Are you suggesting that EU officials receive "subsidies from companies and foundations outside the interests of Europe? Where do you draw such conclusions? A civil servant does not receive subsidies (neither in the EU nor the Member States) Do you mean bribes, perhaps? I would appreciate if you could develop your argument further.
EU civil servants are like civil servants in any administration: it would be good not to use them as an external enemy.

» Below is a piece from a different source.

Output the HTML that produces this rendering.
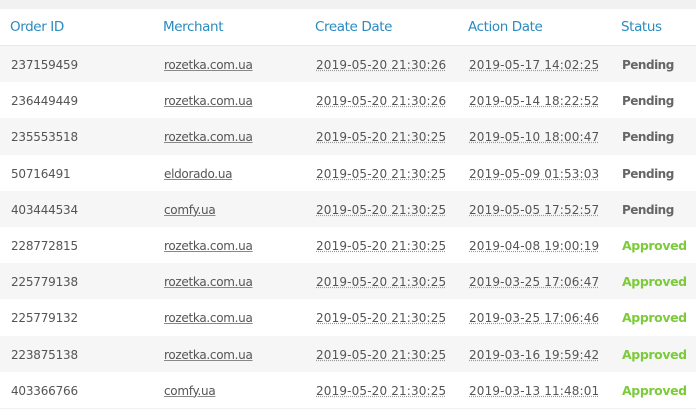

Conversation with Jack Armstrong
Since resuming the premiership a decade ago (his first stint was from 1998 to 2002), Orbán has overseen the steady dismantling of the country’s democratic institutions, eroding its press freedoms, undermining its education system, and limiting the power of its judiciary. As an open advocate of “illiberal democracy”—his country is the first and only EU member state to be considered just “partly free” by the think tank Freedom House—Orbán has never tried to sugarcoat his autocratic aims, and has justified them by invoking national sovereignty and national security. wake up Hungary.
Come to Hungary. Your outburst is the brainchild of the left-wing press. Don't take my word for it that not a word of it is true. Come and see!
Conversation with PRE1492ROX
The unanimity rule was put in place for a specific purpose to prevent blocs of Member States from imposing a regional agenda on the majority of Member States. Dispensing with unanimity for certain policy issues in key areas should be replaced by qualified majority voting, but a complete repeal of unanimity is an undesirable idea.
And how can you decide which question is key? Unanimously. :)
A 60 or 70 percent majority would be appropriate and avoid certain blocs voting together.
A qualified majority of the kind that exists in the European Council might be more appropriate than unanimity.
Unanimity gives excessive power to small countries and their politicians, it stimulates all kinds of separatist regions and their politicians to participate in that power.